Curiosity is part of the fun. The trap is treating every interesting container as infrastructure. Useful self-hosting starts with a job the service needs to do.

A good first setup

For a first serious self-hosted setup, keep the shape small:

  • One reliable machine: an old mini PC, small server, NAS, or spare desktop is fine. Do not start by buying a rack unless the rack solves a real problem.
  • One operating pattern: Docker Compose, a NAS app system, or a managed home-server platform. Pick one lane long enough to learn it.
  • One or two services: useful, understandable, and easy to replace.
  • Private access first: use local access or a VPN-style tool before exposing anything to the internet.
  • Backups before dependence: know what to save, where it goes, and how to restore it.

That may sound less exciting than a screenshot full of services. Good. A smaller setup is easier to understand, easier to secure, and much easier to rebuild.

Good first services

Good beginner services teach the right habits without making every mistake expensive.

  • Documentation or wiki: write down the host, services, ports, volumes, update steps, and restore notes.
  • Uptime monitor: a simple answer to “is the thing alive?” is more useful than a fake command center.
  • Dashboard: a clean home base for links and service status.
  • Media server: Plex is practical and forgiving for a lot of home setups, especially if you learn the quality and bandwidth basics early.
  • Link/bookmark or read-it-later tool: useful, low-drama, and easy to understand.
  • File sync: useful, but only after you are clear on storage, permissions, and recovery.

Do not start here

Some projects are worth learning eventually. They are just poor first projects because the recovery cost is too high for day one.

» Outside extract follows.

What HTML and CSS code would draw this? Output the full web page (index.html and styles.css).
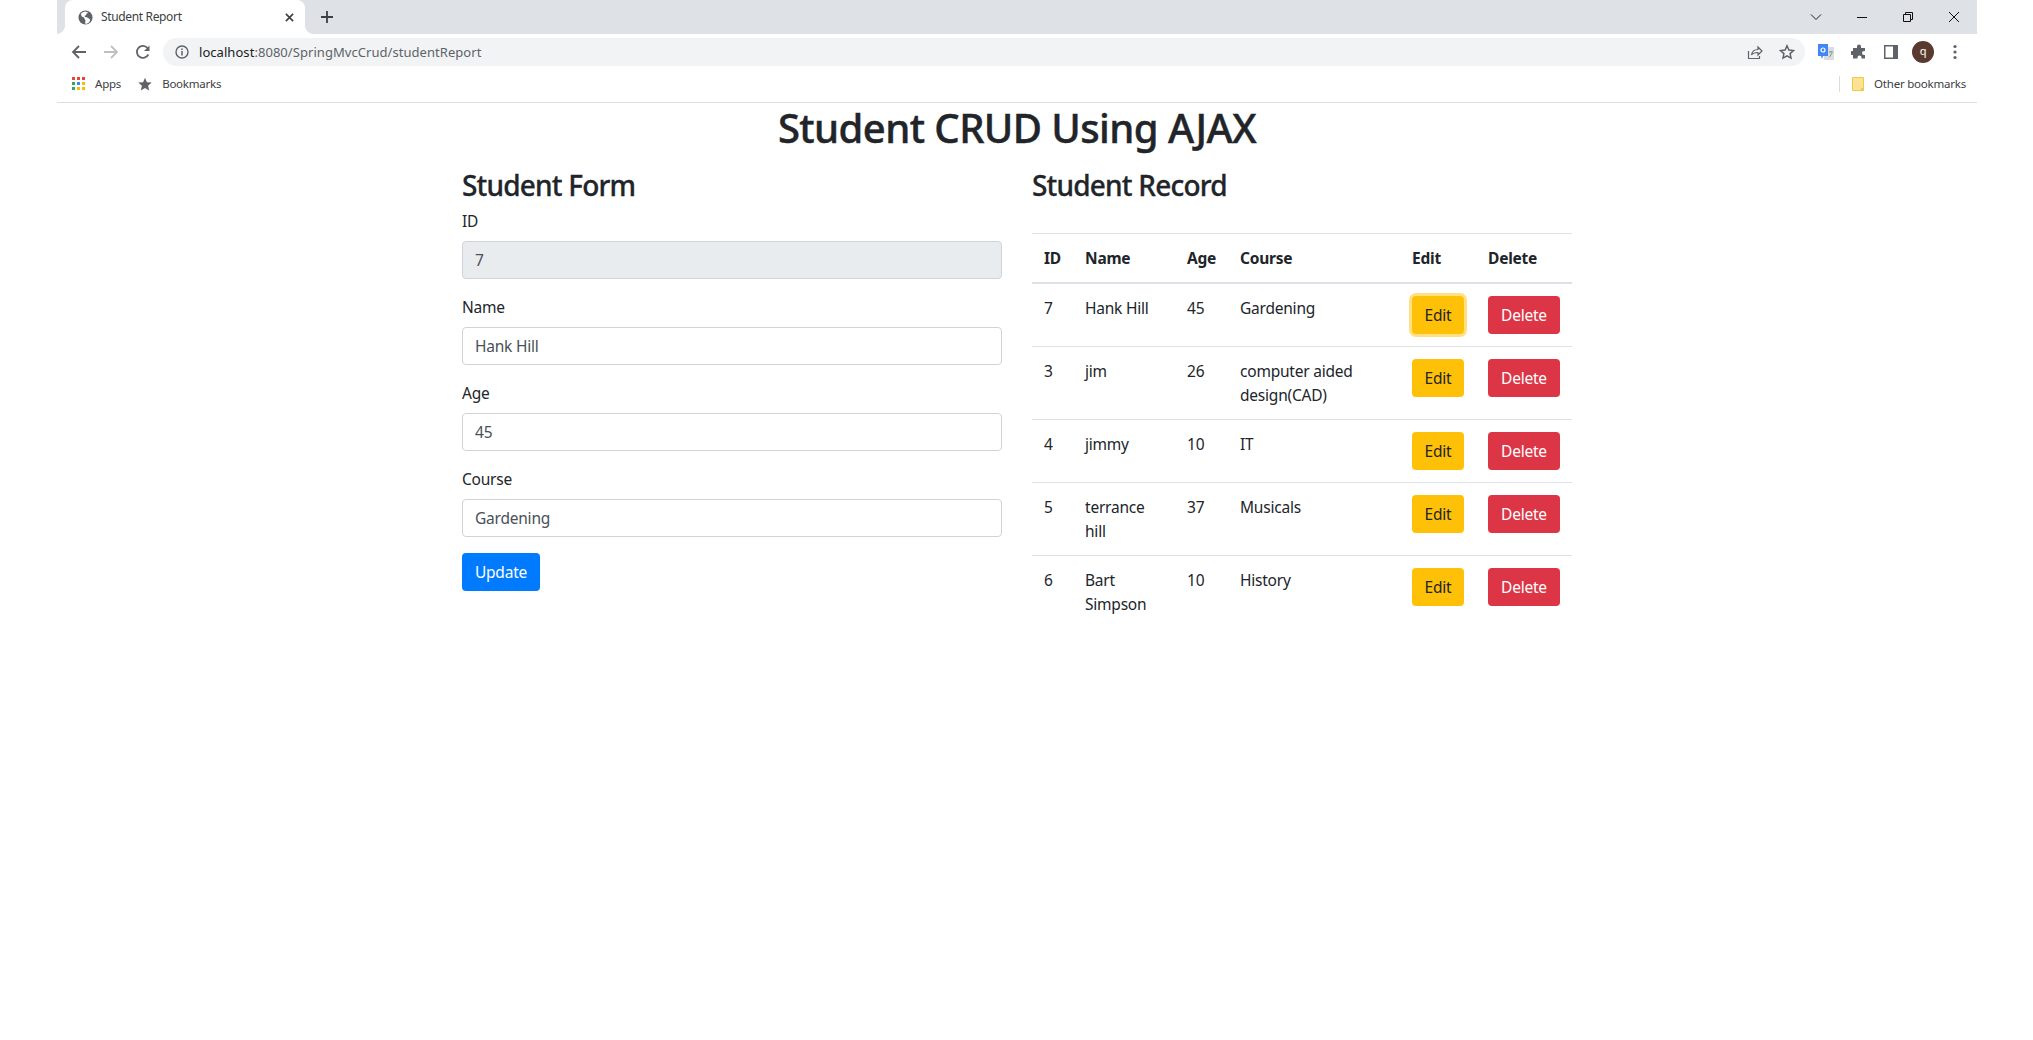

  • Email: deliverability means SPF, DKIM, DMARC, reputation, blocklists, and ongoing maintenance.
  • Public admin panels: Proxmox, Unraid, databases, dashboards, and management UIs should not be casually exposed.
  • Anything mission-critical: if downtime creates real harm, start somewhere safer.
  • Complicated identity stacks: authentication is not the best place to learn by surprise.
  • The only copy of irreplaceable data: do not put your digital life into a system you cannot rebuild.

Your first-week checklist

  • Install the host and update it.
  • Run one useful service.
  • Write down how to restart, update, and remove it.
  • Find the config, database, uploaded files, and any secrets or tokens.
  • Back those pieces up somewhere separate from the host.
  • Restore the service once, even if it is only into a temporary folder or test instance.
  • Keep internet exposure at zero unless you have a specific reason and a safer access plan.

The restore test is the part most people skip because it is boring. That is also why it matters. A backup you have never restored is not a recovery plan yet.

Keep it private until you can explain it

The safest beginner setup is usually local-only or reachable through a private access tool. Public access can come later, after you know what service is exposed, who can reach it, how it is updated, and how you would recover if something went wrong.

If you cannot explain what a port, tunnel, reverse proxy rule, DNS record, or login page exposes, leave it private and keep learning. That is not failure. That is how you avoid turning a small project into an urgent maintenance problem.

What to learn next

Once the first service is stable, build outward in this order:

  • Backups: what to copy, where to store it, and how to prove recovery works.
  • Remote access: safer ways to reach home services without throwing admin pages onto the public internet.
  • Maintenance: updates, logs, certificates, disk space, and the dull checks that prevent dramatic weekends.
  • Media stack basics: Plex, storage, bandwidth, transcoding, and why remote streaming gets weird.

The CyganLabs version

The best self-hosting setup is not the biggest one. It is the one you can understand when something is broken and you do not feel like giving yourself a lecture about the architecture.

Start small. Document the boring parts. Keep recovery closer than ambition. Then add services only when they earn their keep.